Since Descartes, Hobbes, Locke, and their school, which includes not only David Hume but also Thomas Reid, the theory of human knowledge has been largely subjectivist: knowledge has been regarded as a specially secure kind of human belief, and scientific knowledge as a specially secure kind of human knowledge.
The essays in this book break with a tradition that can be traced back to Aristotle—the tradition of this commonsense theory of knowledge. I am a great admirer of common sense which, I assert, is essentially selfcritical. But while I am prepared to uphold to the last the essential truth of commonsense realism, I regard the commonsense theory of knowledge as a subjectivist blunder. This blunder has dominated Western philosophy. I have made an attempt to eradicate it, and to replace it by an objective theory of essentially conjectural knowledge. This may be a bold claim but I do not apologize for it. [Preface]
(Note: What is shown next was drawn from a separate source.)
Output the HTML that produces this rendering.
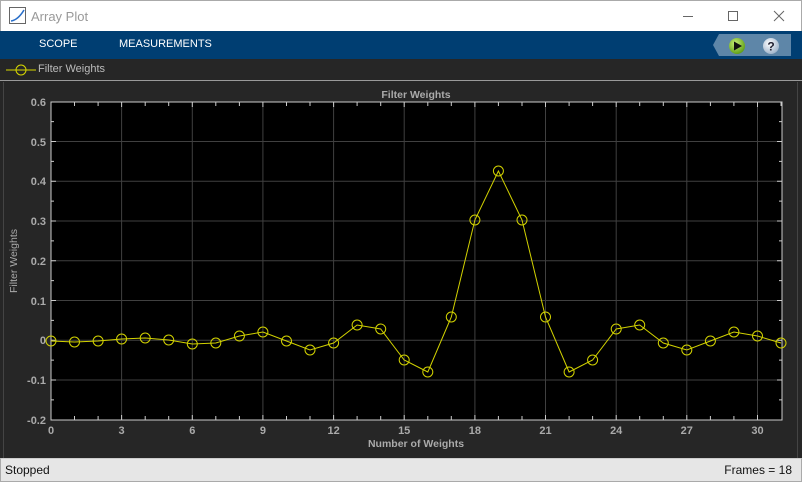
<!DOCTYPE html>
<html><head><meta charset="utf-8"><style>
*{margin:0;padding:0;box-sizing:border-box}
body{width:802px;height:482px;overflow:hidden;background:#262626;font-family:"Liberation Sans",Arial,sans-serif;position:relative}
.title{position:absolute;left:0;top:0;width:802px;height:31px;background:#fff;border:1px solid #aaa;border-bottom:none}
.title span{position:absolute;left:30px;top:8px;font-size:13px;color:#999}
.tb{position:absolute;left:0;top:31px;width:802px;height:28px;background:#003e72}
.tb span{position:absolute;top:7px;font-size:11px;color:#fff}
.leg{position:absolute;left:0;top:59px;width:802px;height:22px;background:#262626;border-bottom:1px solid #9a9a9a}
.leg span{position:absolute;left:38px;top:4px;font-size:11px;color:#bbb}
.status{position:absolute;left:0;top:458px;width:802px;height:24px;background:#e6e6e6;border:1px solid #aaa;border-top:1px solid #ccc;font-size:12px;color:#111}
</style></head><body>
<div class="title">
<svg style="position:absolute;left:8px;top:6px" width="18" height="18"><rect x="0.5" y="0.5" width="16" height="16" fill="#fff" stroke="#666"/><path d="M2 14 Q9 13 15 3" stroke="#2a6fc9" stroke-width="1.6" fill="none"/></svg>
<span>Array Plot</span>
<svg style="position:absolute;left:676px;top:8px" width="120" height="16"><line x1="6" y1="7.5" x2="16" y2="7.5" stroke="#666"/><rect x="51.5" y="2.5" width="9" height="9" fill="none" stroke="#666"/><path d="M97 2 L107 12 M107 2 L97 12" stroke="#666"/></svg>
</div>
<div class="tb"><span style="left:39px">SCOPE</span><span style="left:119px">MEASUREMENTS</span>
<svg style="position:absolute;left:711px;top:2px" width="80" height="24"><path d="M8 1 H80 V23 H8 L2 12 Z" fill="#5e86a8"/>
<defs><radialGradient id="g" cx="0.4" cy="0.35" r="0.7"><stop offset="0" stop-color="#c8f07a"/><stop offset="1" stop-color="#5a9a10"/></radialGradient><radialGradient id="w" cx="0.4" cy="0.35" r="0.7"><stop offset="0" stop-color="#fff"/><stop offset="1" stop-color="#9ab0c8"/></radialGradient></defs>
<circle cx="26" cy="13" r="8" fill="url(#g)"/><path d="M23 8.5 L31 13 L23 17.5Z" fill="#111"/>
<circle cx="60" cy="13" r="8" fill="url(#w)"/><text x="60" y="17.5" font-size="12" font-weight="bold" text-anchor="middle" fill="#223" font-family="Liberation Sans">?</text></svg>
</div>
<div class="leg"><svg style="position:absolute;left:5px;top:4px" width="32" height="14"><line x1="1" y1="7" x2="31" y2="7" stroke="#d8d800"/><circle cx="16" cy="7" r="5" fill="none" stroke="#d8d800"/></svg><span>Filter Weights</span></div>
<svg style="position:absolute;left:0;top:82px" width="802" height="376" viewBox="0 82 802 376" font-family="Liberation Sans" font-size="11" fill="#aaa">
<rect x="2" y="82" width="796" height="376" fill="#262626"/>
<line x1="3.5" y1="82" x2="3.5" y2="458" stroke="#444"/><line x1="797.5" y1="82" x2="797.5" y2="458" stroke="#444"/>
<text x="416" y="98" text-anchor="middle" font-weight="bold" font-size="10.5">Filter Weights</text>
<rect x="51" y="102" width="731" height="318" fill="#000"/>
<g stroke="#404040" stroke-width="1">
<path d="M121.6 102V420M192.3 102V420M262.9 102V420M333.6 102V420M404.2 102V420M474.9 102V420M545.5 102V420M616.2 102V420M686.8 102V420M757.5 102V420"/>
<path d="M51 141.5H782M51 181.3H782M51 221H782M51 260.8H782M51 300.5H782M51 340.3H782M51 380H782"/>
</g>
<rect x="51" y="102" width="731" height="318" fill="none" stroke="#ccc" stroke-width="1"/>
<g stroke="#ccc"><path d="M74.5 102v4M98.1 102v4M121.6 102v5M145.2 102v4M168.7 102v4M192.3 102v5M215.8 102v4M239.4 102v4M262.9 102v5M286.5 102v4M310 102v4M333.6 102v5M357.1 102v4M380.7 102v4M404.2 102v5M427.8 102v4M451.3 102v4M474.9 102v5M498.4 102v4M522 102v4M545.5 102v5M569.1 102v4M592.6 102v4M616.2 102v5M639.7 102v4M663.3 102v4M686.8 102v5M710.4 102v4M733.9 102v4M757.5 102v5M781 102v4"/>
<path d="M74.5 420v-4M98.1 420v-4M121.6 420v-5M145.2 420v-4M168.7 420v-4M192.3 420v-5M215.8 420v-4M239.4 420v-4M262.9 420v-5M286.5 420v-4M310 420v-4M333.6 420v-5M357.1 420v-4M380.7 420v-4M404.2 420v-5M427.8 420v-4M451.3 420v-4M474.9 420v-5M498.4 420v-4M522 420v-4M545.5 420v-5M569.1 420v-4M592.6 420v-4M616.2 420v-5M639.7 420v-4M663.3 420v-4M686.8 420v-5M710.4 420v-4M733.9 420v-4M757.5 420v-5"/>
<path d="M51 121.6h3M51 141.5h5M51 161.4h3M51 181.3h5M51 201.1h3M51 221h5M51 240.9h3M51 260.8h5M51 280.6h3M51 300.5h5M51 320.4h3M51 340.3h5M51 360.1h3M51 380h5M51 399.9h3"/>
<path d="M782 121.6h-3M782 141.5h-5M782 161.4h-3M782 181.3h-5M782 201.1h-3M782 221h-5M782 240.9h-3M782 260.8h-5M782 280.6h-3M782 300.5h-5M782 320.4h-3M782 340.3h-5M782 360.1h-3M782 380h-5M782 399.9h-3"/></g>
<g text-anchor="end" font-weight="bold"><text x="46" y="106">0.6</text><text x="46" y="146">0.5</text><text x="46" y="185">0.4</text><text x="46" y="225">0.3</text><text x="46" y="265">0.2</text><text x="46" y="305">0.1</text><text x="46" y="344">0</text><text x="46" y="384">-0.1</text><text x="46" y="424">-0.2</text></g>
<g text-anchor="middle" font-weight="bold"><text x="51" y="434">0</text><text x="121.6" y="434">3</text><text x="192.3" y="434">6</text><text x="262.9" y="434">9</text><text x="333.6" y="434">12</text><text x="404.2" y="434">15</text><text x="474.9" y="434">18</text><text x="545.5" y="434">21</text><text x="616.2" y="434">24</text><text x="686.8" y="434">27</text><text x="757.5" y="434">30</text>
<text x="416" y="447" font-size="10.5">Number of Weights</text></g>
<text transform="translate(17,261) rotate(-90)" text-anchor="middle" font-size="10.5">Filter Weights</text>
<g stroke="#d2d200" fill="none" stroke-width="1">
<polyline points="51,341 74.5,342 98.1,341 121.6,339 145.2,338 168.7,340 192.3,344 215.8,343 239.4,336 262.9,332 286.5,341 310,350 333.6,343 357.1,325 380.7,329 404.2,360 427.8,372 451.3,317 474.9,220 498.4,171 522,220 545.5,317 569.1,372 592.6,360 616.2,329 639.7,325 663.3,343 686.8,350 710.4,341 733.9,332 757.5,336 781,343"/>
<circle cx="51" cy="341" r="5"/><circle cx="74.5" cy="342" r="5"/><circle cx="98.1" cy="341" r="5"/><circle cx="121.6" cy="339" r="5"/><circle cx="145.2" cy="338" r="5"/><circle cx="168.7" cy="340" r="5"/><circle cx="192.3" cy="344" r="5"/><circle cx="215.8" cy="343" r="5"/><circle cx="239.4" cy="336" r="5"/><circle cx="262.9" cy="332" r="5"/><circle cx="286.5" cy="341" r="5"/><circle cx="310" cy="350" r="5"/><circle cx="333.6" cy="343" r="5"/><circle cx="357.1" cy="325" r="5"/><circle cx="380.7" cy="329" r="5"/><circle cx="404.2" cy="360" r="5"/><circle cx="427.8" cy="372" r="5"/><circle cx="451.3" cy="317" r="5"/><circle cx="474.9" cy="220" r="5"/><circle cx="498.4" cy="171" r="5"/><circle cx="522" cy="220" r="5"/><circle cx="545.5" cy="317" r="5"/><circle cx="569.1" cy="372" r="5"/><circle cx="592.6" cy="360" r="5"/><circle cx="616.2" cy="329" r="5"/><circle cx="639.7" cy="325" r="5"/><circle cx="663.3" cy="343" r="5"/><circle cx="686.8" cy="350" r="5"/><circle cx="710.4" cy="341" r="5"/><circle cx="733.9" cy="332" r="5"/><circle cx="757.5" cy="336" r="5"/><circle cx="781" cy="343" r="5"/>
</g>
</svg>
<div class="status"><span style="position:absolute;left:4px;top:4px">Stopped</span><span style="position:absolute;right:9px;top:4px">Frames = 18</span></div>
</body></html>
But I should go even further and accuse at least some professional historians of ‘scientism’: of trying to copy the method of natural science, not as it actually is, but as it is wrongly alleged to be. This alleged but non-existent method is that of collecting observations and then ‘drawing conclusions’ from them. It is slavishly aped by some historians who believe that they can collect documentary evidence which, corresponding to the observations of natural science, forms the ’empirical basis’ for their conclusions. …
Worse even than the attempt to apply an inapplicable method is the worship of the idol of certain or infallible or authoritative knowledge which these historians mistake for the ideal of science. Admittedly, we all try hard to avoid error; and we ought to be sad if we have made a mistake. Yet to avoid error is a poor ideal: if we do not dare to tackle problems which are so difficult that error is almost unavoidable, then there will be no growth of knowledge. In fact, it is from our boldest theories, including those which are erroneous, that we learn most. Nobody is exempt from making mistakes; the great thing is to learn from them. 
Thus I oppose the attempt to proclaim the method of understanding as the characterisitic of the humanities, the mark by which we may distinguish them from the natural sciences. And when its supporters denounce a view like mine as ‘positivistic’ or ‘scientistic’,* then I may perhaps answer that they themselves seem to accept, implicitly and uncritically, that positivism or scientism is the only philosophy appropriate to the natural sciences. 
* The term ‘scientism’ meant originally ‘the slavish imitation of the method and language of [natural] science’, especially by social scientists; it was introduced in this sense by Hayek in his ‘Scientism in the Study of Society’, now in his The Counter-Revolution of Science, 1962. In The Poverty of Historicism, p. 105, I suggested its use as a name for the aping of what is widely mistaken for the method of science; and Hayek now agrees (in his Preface to his Studies in Philosophy, Politics and Economics, which contains a very generous acknowledgement) that the methods actually practised by natural scientists are different from ‘what most of them told us … and urged the representatives of other disciplines to imitate’.
[A]ll the important things we can say about an act of knowledge consist of pointing out the third-world objects of the act—a theory or proposition—and its relation to other third-world objects, such as the arguments bearing on the problem as well as the objects known.